May 10, 2013 Simon Williams

The United Kingdom has been working to open up funding for consumers and small businesses alike. And although the Funding for Lending Scheme has been largely unsuccessful thus far, the government and Bank of England haven't stopped pumping money into the private sector to try to boost bank lending.

But a recent European Union initiative could put a damper on any progress the U.K. has made. The new rule aims to eliminate the the reckless lending habits of banks prior to the recession, with the hope of preventing the circumstances from ever happening again.

"This vote marks a milestone in our efforts to make the financial system more secure and transparent. It is good news for hundreds of millions of savers in Europe and across the world," said European Parliament President Martin Schulz, according to Express & Star. "The cap on bonuses is needed to change the culture of excessive risk-taking at many banks that endangers people's savings in the pursuit of short-term profit."

Despite outcries from a few countries, including the U.K., the law is expected to take effect at the start of 2014. For consumers at or near the subprime credit level, this may make it even harder to secure loans than it already is.
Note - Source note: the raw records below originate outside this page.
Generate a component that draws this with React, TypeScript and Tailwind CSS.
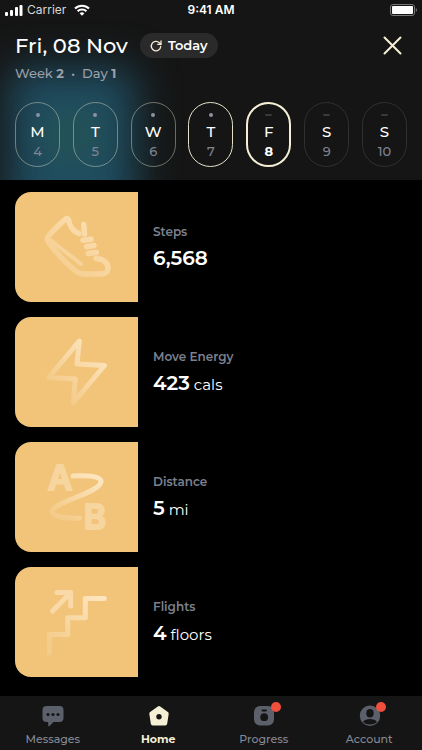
import React, { useState } from 'react';
import clsx from 'clsx';

interface Day {
  letter: string;
  date: number;
  state: 'past' | 'recent' | 'future';
}

const days: Day[] = [
  { letter: 'M', date: 4, state: 'past' },
  { letter: 'T', date: 5, state: 'past' },
  { letter: 'W', date: 6, state: 'past' },
  { letter: 'T', date: 7, state: 'recent' },
  { letter: 'F', date: 8, state: 'future' },
  { letter: 'S', date: 9, state: 'future' },
  { letter: 'S', date: 10, state: 'future' },
];

const pillBorder = {
  past: 'border pt-px border-[#f5efd5]/40',
  recent: 'border pt-px border-[#e6e1cb]',
  selected: 'border-2 border-[#f5efd5]',
  future: 'border pt-px border-[#303031]',
};

const StatusBar = () => (
  <div className="relative grid h-5 grid-cols-3 items-center px-[5px] font-['Inter',sans-serif] text-xs leading-5 text-white">
    <div className="flex items-center">
      <svg width="18" height="12" viewBox="0 0 18 12" fill="currentColor" aria-hidden="true">
        <rect x="0" y="8" width="3" height="4" rx="1" />
        <rect x="5" y="6" width="3" height="6" rx="1" />
        <rect x="10" y="3" width="3" height="9" rx="1" />
        <rect x="14.5" y="1" width="3" height="11" rx="1" />
      </svg>
      <span className="ml-1 text-[#d8d8d8]">Carrier</span>
      <svg className="ml-2" width="16" height="12" viewBox="0 0 16 12" aria-hidden="true">
        <g fill="none" stroke="currentColor" strokeWidth="2.1">
          <path d="M1 4.6a10 10 0 0 1 14 0" />
          <path d="M3.6 7.3a6.3 6.3 0 0 1 8.8 0" />
        </g>
        <path d="M8 11.8 5.6 9.3a3.5 3.5 0 0 1 4.8 0Z" fill="currentColor" />
      </svg>
    </div>
    <span className="text-center font-semibold">9:41 AM</span>
    <svg className="justify-self-end" width="27" height="12" viewBox="0 0 27 12" aria-hidden="true">
      <rect x="0.5" y="0.5" width="24" height="11" rx="2.5" fill="none" stroke="#777" />
      <rect x="2" y="2" width="21" height="8" rx="1" fill="#fff" />
      <path d="M25.8 4v4c.8-.4 1.2-1.1 1.2-2s-.4-1.6-1.2-2Z" fill="#777" />
    </svg>
  </div>
);

const ShoeIcon = () => (
  <svg width="72" height="72" viewBox="0 0 72 72" fill="none" stroke="url(#shoe)" strokeWidth="5.5" strokeLinecap="round" strokeLinejoin="round" aria-hidden="true">
    <defs>
      <linearGradient id="shoe" gradientUnits="userSpaceOnUse" x1="56" y1="8" x2="14" y2="62">
        <stop stopColor="#fbe0b4" />
        <stop offset="1" stopColor="#f5cc8b" />
      </linearGradient>
    </defs>
    <path d="M38 22.500C32 20.500 28.500 14 27.500 9c-.3-1.600-1.500-2-2.800-.8C18 13 13.500 18.500 7.500 25c-1.600 1.800-1.500 3.600-.4 5.400C15 42 25 52 34.500 60c2.800 2.300 5 3 8.500 3h17.500c4.500 0 6.500-3 6.500-6 0-5.500-5-9-12-9.500" />
    <path d="M42.700 13.500 43.500 23" />
    <path d="M42 29.300 50 28.300M45.500 35.800l7.500-1.300M47.300 42.500l8-1" />
    <path d="M10 29.500c8 7 20 15.500 30 23.500" strokeWidth="4" />
  </svg>
);

const BoltIcon = () => (
  <svg width="72" height="72" viewBox="0 0 72 72" fill="none" stroke="url(#bolt)" strokeWidth="5" strokeLinecap="round" strokeLinejoin="round" aria-hidden="true">
    <defs>
      <linearGradient id="bolt" gradientUnits="userSpaceOnUse" x1="58" y1="14" x2="18" y2="54">
        <stop stopColor="#fce4bc" />
        <stop offset="1" stopColor="#f4cb8a" />
      </linearGradient>
    </defs>
    <path d="M38.300 5 7.700 41.500 34.300 43 32.300 66.500 63.500 29.500 36 28Z" />
  </svg>
);

const RouteIcon = () => (
  <svg className="overflow-visible" width="72" height="72" viewBox="0 0 72 72" aria-hidden="true">
    <defs>
      <linearGradient id="route" gradientUnits="userSpaceOnUse" x1="54" y1="12" x2="22" y2="56">
        <stop stopColor="#fde7c2" />
        <stop offset="1" stopColor="#f4cb8a" />
      </linearGradient>
    </defs>
    <path d="M32 15c8-.5 28-1 28 5.500 0 11-49 21-49 30 0 5.500 15 7 27.500 6.800" fill="none" stroke="url(#route)" strokeWidth="5" strokeLinecap="round" />
    <g fill="#f7d59f" stroke="#f7d59f" strokeWidth="2" strokeLinejoin="round" textAnchor="middle" className="font-['Inter',sans-serif] text-[34px] font-semibold">
      <text x="19" y="29">A</text>
      <text x="54" y="68">B</text>
    </g>
  </svg>
);

const StairsIcon = () => (
  <svg width="72" height="72" viewBox="0 0 72 72" fill="none" stroke="url(#stairs)" strokeWidth="5" strokeLinecap="round" strokeLinejoin="round" aria-hidden="true">
    <defs>
      <linearGradient id="stairs" gradientUnits="userSpaceOnUse" x1="58" y1="8" x2="12" y2="62">
        <stop stopColor="#fde6bf" />
        <stop offset="1" stopColor="#f4cb8a" />
      </linearGradient>
    </defs>
    <path d="M8.300 67V48.500h18.400V31.800h17.600V12.500h19" />
    <path d="M11.500 25 29.500 7M16 6.500h13.700V20" stroke="#f9d9a7" />
  </svg>
);

const metrics = [
  { label: 'Steps', value: '6,568', unit: '', icon: <ShoeIcon /> },
  { label: 'Move Energy', value: '423', unit: 'cals', icon: <BoltIcon /> },
  { label: 'Distance', value: '5', unit: 'mi', icon: <RouteIcon /> },
  { label: 'Flights', value: '4', unit: 'floors', icon: <StairsIcon /> },
];

const MessagesIcon = () => (
  <svg width="24" height="24" viewBox="0 0 24 24" aria-hidden="true">
    <path d="M5.500 2h13A4 4 0 0 1 22.500 6v8a4 4 0 0 1-4 4h-6l-4 4c-.6.5-1.300.3-1.300-.6V18H5.500a4 4 0 0 1-4-4V6a4 4 0 0 1 4-4Z" fill="#5b606b" />
    <g fill="#151515">
      <circle cx="7" cy="10.5" r="1.6" />
      <circle cx="12" cy="10.5" r="1.6" />
      <circle cx="17" cy="10.5" r="1.6" />
    </g>
  </svg>
);

const HomeIcon = () => (
  <svg width="24" height="24" viewBox="0 0 24 24" aria-hidden="true">
    <path d="m13 4 7.700 5.700-1.500 9.800H6.800L5.300 9.700Z" fill="#f5efd5" stroke="#f5efd5" strokeWidth="4" strokeLinejoin="round" />
    <circle cx="13" cy="12.7" r="2.7" fill="#151515" />
  </svg>
);

const ProgressIcon = () => (
  <svg width="24" height="24" viewBox="0 0 24 24" aria-hidden="true">
    <rect x="2" y="2" width="20" height="19.5" rx="6" fill="#5b606b" />
    <rect x="9.5" y="5.5" width="5.5" height="2" rx="1" fill="#151515" />
    <circle cx="12.2" cy="13.2" r="3.9" fill="#151515" />
  </svg>
);

const AccountIcon = () => (
  <svg width="24" height="24" viewBox="0 0 24 24" aria-hidden="true">
    <circle cx="13" cy="11.8" r="10.2" fill="#5b606b" />
    <ellipse cx="13" cy="9.3" rx="3.7" ry="4.2" fill="#151515" />
    <path d="M6 18c1.500-2.300 4-3 7-3s5.500.7 7 3c-1.800 1.700-4.200 2.500-7 2.500S7.800 19.700 6 18Z" fill="#151515" />
  </svg>
);

const tabs = [
  { name: 'Messages', icon: <MessagesIcon />, badge: false },
  { name: 'Home', icon: <HomeIcon />, badge: false },
  { name: 'Progress', icon: <ProgressIcon />, badge: true },
  { name: 'Account', icon: <AccountIcon />, badge: true },
];

const App = () => {
  const [selected, setSelected] = useState(8);

  return (
    <div className="flex min-h-screen flex-col bg-black font-['Montserrat','Inter',sans-serif] text-white">
      {/* Header */}
      <header className="relative overflow-hidden bg-[#151515] pb-[13px]">
        {/* Blue glow */}
        <div className="absolute top-[68px] left-2 h-40 w-32 rounded-xl bg-[#204d60] blur-[20px]" />
        <div className="absolute top-28 left-10 h-12 w-16 rounded-full bg-[#27564f]/60 blur-lg" />

        <StatusBar />

        <div className="relative flex items-center px-[15px] pt-[11px]">
          <h1 className="text-[21px] font-medium leading-7">Fri, 08 Nov</h1>
          <button type="button" className="ml-3 flex h-[25px] items-center gap-[6px] rounded-full bg-[#2a2a2b] px-[10px] text-[13px] font-semibold">
            <svg width="12" height="12" viewBox="0 0 12 12" fill="none" stroke="#f5efd5" strokeWidth="1.3" strokeLinecap="round" strokeLinejoin="round" aria-hidden="true">
              <path d="M10.700 6.500A4.700 4.700 0 1 1 9.300 2.700l1.600 1.500" />
              <path d="M11 1v3.300H7.700" />
            </svg>
            Today
          </button>
          <button type="button" aria-label="Close" className="ml-auto p-[5px]">
            <svg width="19" height="19" viewBox="0 0 19 19" stroke="#f5efd5" strokeWidth="2" strokeLinecap="round" aria-hidden="true">
              <path d="m1.500 1.500 16 16M17.500 1.500l-16 16" />
            </svg>
          </button>
        </div>

        <p className="relative px-[15px] pt-[3px] text-[13px] font-medium leading-5 text-[#9a9fa8]">
          Week <b className="font-bold">2</b>
          <span className="mx-[7px]">•</span>
          Day <b className="font-bold">1</b>
        </p>

        <div className="relative flex justify-between px-[15px] pt-[19px]">
          {days.map((day) => (
            <button
              key={day.date}
              type="button"
              aria-pressed={selected === day.date}
              onClick={() => setSelected(day.date)}
              className={clsx(
                'flex h-[65px] w-[45px] flex-col items-center rounded-full',
                pillBorder[selected === day.date ? 'selected' : day.state]
              )}
            >
              <span className="flex h-[22px] items-center">
                {day.state === 'future' ? (
                  <span className="h-[2px] w-[7px] rounded-full bg-[#3a3a3b]" />
                ) : (
                  <span className="size-1 rounded-full bg-[#8d91a0]" />
                )}
              </span>
              <span className="text-[15px] font-medium leading-3">{day.letter}</span>
              <span className={clsx('mt-[5px] text-[13px] leading-4', selected === day.date ? 'font-bold' : 'font-medium text-[#7f8392]')}>
                {day.date}
              </span>
            </button>
          ))}
        </div>
      </header>

      {/* Metrics */}
      <main className="flex flex-1 flex-col gap-[15px] px-[15px] pt-3 pb-4">
        {metrics.map((item) => (
          <section key={item.label} className="flex items-center gap-[15px]">
            <div className="flex h-[110px] w-[123px] shrink-0 items-center justify-center rounded-l-2xl bg-[#f2c47a]">
              {item.icon}
            </div>
            <div className="pt-[2px]">
              <h2 className="text-xs font-semibold leading-5 text-[#7c808e]">{item.label}</h2>
              <p className="mt-[2px] text-[15px] leading-7">
                <span className="text-xl font-semibold">{item.value}</span> {item.unit}
              </p>
            </div>
          </section>
        ))}
      </main>

      {/* Tab bar */}
      <nav className="grid grid-cols-4 bg-[#151515] pt-2 pb-px">
        {tabs.map((tab) => (
          <a
            key={tab.name}
            href={`#${tab.name.toLowerCase()}`}
            className={clsx(
              'flex flex-col items-center text-[11px] leading-5',
              tab.name === 'Home' ? 'font-bold text-[#f5efd5]' : 'font-medium text-[#858995]'
            )}
          >
            <span className="relative">
              {tab.icon}
              {tab.badge && <span className="absolute -top-[2px] -right-[5px] size-[10px] rounded-full bg-[#f04f3e]" />}
            </span>
            <span className="pt-px">{tab.name}</span>
          </a>
        ))}
      </nav>
    </div>
  );
};

export default App;
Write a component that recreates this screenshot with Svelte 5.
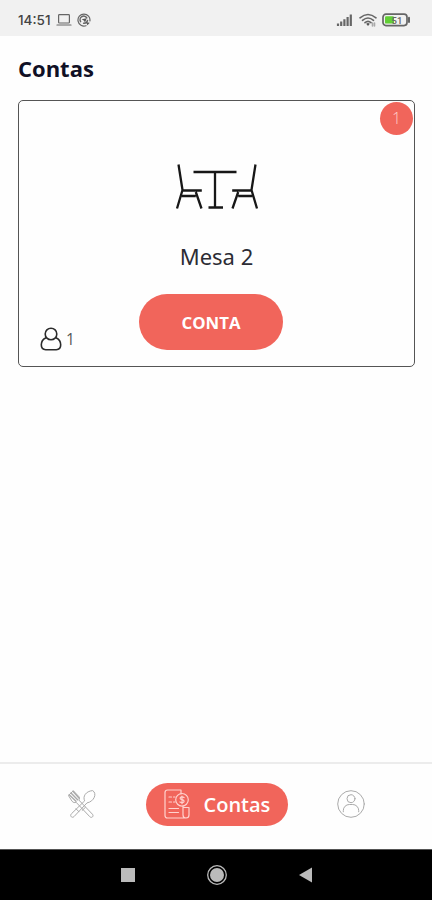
<script lang="ts">
  // Contas: lista de mesas com conta aberta

  type Mesa = { nome: string; pessoas: number; pedidos: number }
  type Aba = 'cardapio' | 'contas' | 'perfil'

  let mesas = $state<Mesa[]>([{ nome: 'Mesa 2', pessoas: 1, pedidos: 1 }])
  let aba = $state<Aba>('contas')
</script>

<div class="screen">
  <!-- Barra de status -->
  <header class="status">
    <span class="time">14:51</span>
    <svg class="laptop" width="16" height="14" viewBox="0 0 16 14">
      <rect x="2.6" y="1.6" width="10.8" height="8.4" rx="0.8" />
      <path d="M1 12h14" />
    </svg>
    <svg class="sync" width="14" height="14" viewBox="0 0 14 14">
      <path d="M9 12.7A6 6 0 1 1 12.9 8" />
      <path class="thick" d="M3.6 8.6A3.6 3.6 0 0 1 9.8 4.8M10.5 7.4A3.6 3.6 0 0 1 6.6 10.3" />
      <path class="solid" d="M4.7 6.2l5-1-1.7 4.5-.9-2zM9.2 9.2l3.6.6-2.4 2.4z" />
    </svg>

    <div class="status-right">
      <svg width="18" height="14" viewBox="0 0 18 14">
        <path class="bars" d="M2 10.5V13M5.2 8.5V13M8.4 6.3V13M11.6 4V13M14.8 1.5V13" />
      </svg>
      <svg class="wifi" width="18" height="14" viewBox="0 0 18 14">
        <path d="M1 4.8Q9-1.8 17 4.8M3.5 7.3Q9 2.7 14.5 7.3M6 9.7Q9 7 12 9.7" />
        <path class="solid" d="M7.2 10.7Q9 9.3 10.8 10.7L9 13z" />
        <path class="faint" d="M13.5 10v3M15.5 10v3" />
      </svg>
      <svg class="battery" width="29" height="14" viewBox="0 0 29 14">
        <rect class="case" x="1" y="1.2" width="24" height="11.4" rx="3" />
        <rect class="level" x="3" y="3.2" width="9" height="7.4" rx="1.2" />
        <path class="tip" d="M27 4.8v4.2" />
        <text x="9.6" y="10.6">51</text>
      </svg>
    </div>
  </header>

  <main>
    <h1>Contas</h1>

    {#each mesas as mesa}
      <article class="card">
        <span class="badge">{mesa.pedidos}</span>

        <svg class="table" width="84" height="48" viewBox="0 0 84 48">
          <path d="M18.5 9h43M40 9v35.500M33.500 44.500h14.500" />
          <path d="M3.500 1.500L7.500 27 2 45.500M6.800 27.500h20M6.800 33h14M20.800 29l5.700 16.500" />
          <path d="M80.500 1.500l-4 25.500L82 45.500M77.200 27.500H57.200M77.200 33h-14M63.200 29L57.500 45.500" />
        </svg>

        <h2>{mesa.nome}</h2>
        <button class="conta">CONTA</button>

        <div class="people">
          <svg width="22" height="24" viewBox="0 0 22 24">
            <circle cx="11" cy="7" r="5.8" />
            <path d="M5.6 10.9C3.2 12 1.3 14.4 1.3 17.8c0 3.3 1.7 4.9 4.4 4.9h10.6c2.7 0 4.4-1.6 4.4-4.9 0-3.4-1.9-5.8-4.3-6.9" />
          </svg>
          <span>{mesa.pessoas}</span>
        </div>
      </article>
    {/each}
  </main>

  <!-- Abas -->
  <nav class="tabs">
    <button class="tab" class:active={aba === 'cardapio'} aria-label="Cardápio" onclick={() => (aba = 'cardapio')}>
      <svg width="28" height="28" viewBox="0 0 28 28">
        <path class="prongs" d="M1.2 4.8l6.8 6.4M3 3l6.6 6.7M5 1.2l6.2 7" />
        <path d="M.7 5.2L5.3.8l5.5 5.7c1 1.4.8 2.6 0 3.500l13.600 14.200c1.800 1.900-.7 4.400-2.600 2.500L8 12.200c-1.600.8-2.700.3-3.600-.6z" />
        <path d="M16.500 10.500c-2-3.800 1.200-9.400 8.200-9.900 4.600 2.800 1.500 11-5.700 12.300L6 26.600c-1.900 1.900-4.700-.7-2.800-2.600z" />
        <path d="M17.400 17.300l-3.200 3.100M8 18.800l3 3" />
      </svg>
    </button>

    <button class="tab pill" class:active={aba === 'contas'} onclick={() => (aba = 'contas')}>
      <svg width="26" height="30" viewBox="0 0 26 30">
        <path d="M17 5V1H3.500C2 1 1 2 1 3.500V26.500C1 28 2 29 3.500 29H22c1.800 0 3-1.200 3-3V18.500h-6V26c0 1.800 1.200 3 3 3M19 18.500V17" />
        <path d="M5 8h2.500M9.500 8h1.500M5 13h2.500M9.500 13h1.500M5 19.500h9.500M5 23.500h9.500" />
        <circle cx="18" cy="10.800" r="6.300" />
        <path d="M20.100 8.500c-1.600-1.200-4-.6-4 .8 0 1.900 4 .9 4 2.900 0 1.500-2.500 1.900-4.200.8M18 7v7.700" />
      </svg>
      <span>Contas</span>
    </button>

    <button class="tab" class:active={aba === 'perfil'} aria-label="Perfil" onclick={() => (aba = 'perfil')}>
      <svg width="28" height="28" viewBox="0 0 28 28">
        <circle cx="14" cy="14" r="13.300" />
        <circle cx="14" cy="8.700" r="4" />
        <path d="M6.300 21.800v-1.300a6 6 0 0 1 6-6h3.400a6 6 0 0 1 6 6v1.300" />
      </svg>
    </button>
  </nav>

  <!-- Botões do sistema -->
  <footer class="system">
    <svg width="20" height="20" viewBox="0 0 20 20"><rect x="3" y="3" width="14" height="14" /></svg>
    <svg width="20" height="20" viewBox="0 0 20 20">
      <circle cx="10" cy="10" r="7" />
      <circle class="ring" cx="10" cy="10" r="9.300" />
    </svg>
    <svg width="20" height="20" viewBox="0 0 20 20"><path d="M3 10L16 2.500V17.500z" /></svg>
  </footer>
</div>

<style>
  :global(body) { background: #fff; }
  .screen {
    display: flex; flex-direction: column; width: 432px; height: 900px; overflow: hidden;
    background: #fefefe; font-family: 'Open Sans', 'Noto Sans', sans-serif; color: #101025;
  }
  svg { display: block; flex-shrink: 0; fill: none; stroke-linecap: round; stroke-linejoin: round; }
  button { border: 0; padding: 0; background: none; font-family: inherit; cursor: pointer; }

  .status {
    display: flex; align-items: center; flex-shrink: 0; box-sizing: border-box;
    height: 36px; padding: 3px 21px 0 18px; background: #f1f1f1;
  }
  .time { width: 38px; font: 500 13.5px/16px Inter, sans-serif; letter-spacing: 0; color: #444; }
  .status svg { stroke: #666; stroke-width: 1.2; }
  .sync { margin-left: 5px; }
  .status .thick { stroke-width: 1.5; }
  .status .solid { fill: #555; stroke: none; }
  .status-right { display: flex; align-items: center; gap: 5px; margin-left: auto; }
  .status .bars { stroke-width: 2.2; stroke-linecap: butt; }
  .faint { stroke: #aaa; }
  .status .wifi { stroke-width: 1.6; }
  .battery .case { stroke-width: 1.7; }
  .battery .level { fill: #62cf35; stroke: none; }
  .battery .tip { stroke-width: 2; }
  .battery text { font: 500 9.5px Roboto, sans-serif; fill: #666; stroke: none; }

  main { flex: 1; padding: 17px 17px 0 18px; }
  h1 { margin: 0 0 17px; font-size: 22px; line-height: 30px; font-weight: 700; }

  .card {
    position: relative; display: flex; flex-direction: column; align-items: center;
    box-sizing: border-box; height: 267px; padding-top: 62px;
    border: 1.5px solid #555; border-radius: 5px;
  }
  .badge {
    position: absolute; top: 1px; right: 1px; width: 33px; height: 33px; border-radius: 50%;
    background: #f1655b; color: #ffd0cb; font-size: 16px; line-height: 33px; text-align: center; font-weight: 300;
  }
  .table { stroke: #171717; stroke-width: 2.3; stroke-linecap: butt; }
  h2 { margin: 29px 0 22px; font: 400 22px/32px 'Noto Sans', sans-serif; color: #2c2c34; }
  .conta {
    width: 144px; height: 56px; margin-right: 11px; border-radius: 28px; background: #f1655b;
    color: #fff; font-size: 16.8px; font-weight: 700;
  }
  .people { position: absolute; left: 21px; bottom: 15px; display: flex; align-items: center; gap: 4px; }
  .people svg { stroke: #2b2b2b; stroke-width: 1.6; }
  .people span { font-size: 15.5px; line-height: 24px; color: #555; }

  .tabs {
    display: flex; align-items: center; justify-content: space-between; flex-shrink: 0;
    box-sizing: border-box; height: 87px; padding: 0 67px 5px 68px; border-top: 2px solid #ececec;
  }
  .tab svg { stroke: #aaa; stroke-width: 1; }
  .tab .prongs { stroke-width: 1.4; }
  .pill {
    display: flex; align-items: center; gap: 14px; box-sizing: border-box;
    width: 142px; height: 43px; padding-left: 18px; border-radius: 22px;
    color: #fff; font-size: 20px; font-weight: 600;
  }
  .pill.active { background: #f1655b; }
  .pill svg { stroke: #ffd2ce; stroke-width: 1.2; }

  .system {
    display: flex; align-items: center; justify-content: center; gap: 69px; flex-shrink: 0;
    box-sizing: border-box; height: 51px; padding-left: 2px; border-top: 1px solid #555; background: #000;
  }
  .system svg { fill: #bbb; }
  .system .ring { fill: none; stroke: #bbb; stroke-width: 1.3; }
</style>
So what can residents struggling to get by do? They should look into alternative short term lending, which makes funding more readily available because these lenders use different scoring methods to determine whether or not to lend.

One of those measures includes Payment Reporting Builds Credit - when a lender takes past utilities payments and other financial factors into account in conjunction with traditional credit scores. This has opened up funding for a significant portion of the underbanked population that otherwise would not have an option to turn to.